In the Lockerbie bombing case, the feminist chamber rewriting the judgment paves the way for a successful claim for Libya, and expands the jurisdictional ambit of the International Court of Justice to include a judicial review of Security Council Resolutions, and calls for a fetter on the unrestricted exercise of its powers.

What stands out in its construction of gender is that this book is conscious about not conflating “gender” and “women,” and acknowledging judicial responses to non-binary gender identities, as well. In re-writing Christine Goodwin v. The UK, the feminist chamber goes beyond the decision that affirmed the applicant’s rights, by demanding that the understanding of gender had to transcend the binary, and that multiple relevant issues needed to be addressed – such as acknowledging the lived experiences faced by the applicant on account of her lived and “legal” gender.

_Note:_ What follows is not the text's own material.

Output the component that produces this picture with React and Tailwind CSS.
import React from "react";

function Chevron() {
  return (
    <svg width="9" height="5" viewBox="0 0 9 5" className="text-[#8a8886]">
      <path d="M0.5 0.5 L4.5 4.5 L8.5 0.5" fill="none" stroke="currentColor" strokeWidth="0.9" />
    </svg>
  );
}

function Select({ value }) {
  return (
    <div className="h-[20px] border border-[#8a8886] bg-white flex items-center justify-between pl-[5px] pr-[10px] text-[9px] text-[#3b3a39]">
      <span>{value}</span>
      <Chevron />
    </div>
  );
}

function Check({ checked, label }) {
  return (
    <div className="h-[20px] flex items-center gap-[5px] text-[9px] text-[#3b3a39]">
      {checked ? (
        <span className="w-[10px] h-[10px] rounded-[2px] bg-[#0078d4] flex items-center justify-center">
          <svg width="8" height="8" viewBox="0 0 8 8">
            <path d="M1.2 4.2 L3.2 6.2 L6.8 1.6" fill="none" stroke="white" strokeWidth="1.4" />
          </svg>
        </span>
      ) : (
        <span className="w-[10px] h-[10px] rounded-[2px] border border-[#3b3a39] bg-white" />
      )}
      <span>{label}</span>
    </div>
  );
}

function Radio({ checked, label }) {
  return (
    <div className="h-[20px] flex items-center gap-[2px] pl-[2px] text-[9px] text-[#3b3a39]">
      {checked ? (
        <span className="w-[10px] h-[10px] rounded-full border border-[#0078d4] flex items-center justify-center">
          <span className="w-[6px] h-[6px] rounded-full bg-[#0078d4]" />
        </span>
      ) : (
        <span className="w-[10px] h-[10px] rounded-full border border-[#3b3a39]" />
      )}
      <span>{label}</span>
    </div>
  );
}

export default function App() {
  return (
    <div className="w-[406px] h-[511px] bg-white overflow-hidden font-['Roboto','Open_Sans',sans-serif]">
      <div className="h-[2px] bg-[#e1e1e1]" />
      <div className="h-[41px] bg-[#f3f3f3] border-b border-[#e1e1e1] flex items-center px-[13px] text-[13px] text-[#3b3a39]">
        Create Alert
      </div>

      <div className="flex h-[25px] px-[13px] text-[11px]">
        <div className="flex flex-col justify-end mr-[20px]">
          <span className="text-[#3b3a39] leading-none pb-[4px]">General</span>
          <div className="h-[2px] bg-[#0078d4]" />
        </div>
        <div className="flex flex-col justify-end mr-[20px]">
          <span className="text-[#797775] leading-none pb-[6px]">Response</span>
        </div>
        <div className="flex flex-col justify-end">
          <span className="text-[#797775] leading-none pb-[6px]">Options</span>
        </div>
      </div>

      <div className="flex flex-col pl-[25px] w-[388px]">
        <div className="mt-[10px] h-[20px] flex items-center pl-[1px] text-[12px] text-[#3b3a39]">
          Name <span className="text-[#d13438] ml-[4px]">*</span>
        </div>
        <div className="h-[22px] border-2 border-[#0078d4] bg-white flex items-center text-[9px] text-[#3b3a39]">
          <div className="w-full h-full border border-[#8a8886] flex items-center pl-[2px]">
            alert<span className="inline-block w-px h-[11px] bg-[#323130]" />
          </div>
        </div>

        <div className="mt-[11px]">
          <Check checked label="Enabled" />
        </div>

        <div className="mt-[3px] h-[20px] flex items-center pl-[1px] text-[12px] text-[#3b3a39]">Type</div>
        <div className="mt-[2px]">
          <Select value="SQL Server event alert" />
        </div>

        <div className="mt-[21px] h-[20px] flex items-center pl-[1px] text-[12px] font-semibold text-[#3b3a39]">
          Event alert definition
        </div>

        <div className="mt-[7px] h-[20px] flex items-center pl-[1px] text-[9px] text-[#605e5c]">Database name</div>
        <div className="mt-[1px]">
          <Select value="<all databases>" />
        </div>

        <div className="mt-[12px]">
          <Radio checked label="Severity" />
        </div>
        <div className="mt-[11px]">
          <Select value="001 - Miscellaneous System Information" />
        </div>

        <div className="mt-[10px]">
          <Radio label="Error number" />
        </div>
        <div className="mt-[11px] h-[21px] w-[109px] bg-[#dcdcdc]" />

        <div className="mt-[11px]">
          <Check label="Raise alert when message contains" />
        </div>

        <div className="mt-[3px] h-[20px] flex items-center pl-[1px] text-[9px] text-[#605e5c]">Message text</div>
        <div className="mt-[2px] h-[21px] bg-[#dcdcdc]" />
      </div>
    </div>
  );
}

Overall, even a cursory study of the rewritten judgments shows that each author has paid close attention to reflection, rather than blatant “decision-making.” The reflective process thus enables a reader to not only learn, but also unlearn along the process, and acknowledge the dynamism and contextual modifications that may come from such an exercise if another person were to engage with the same case, and with a feminist lens. There is a deep sense of commitment to engaging through enquiry at every turn. The re-written judgments are also a product of a collaborative approach that prioritizes the inclusion of voices, rather than the “adding” feminist views and stirring the original judgment up. Instead, this approach has examined the entire judgment from the root upwards. This is also in line with regular legal practices where single judge benches are seldom engaged in deciding cases of this magnitude.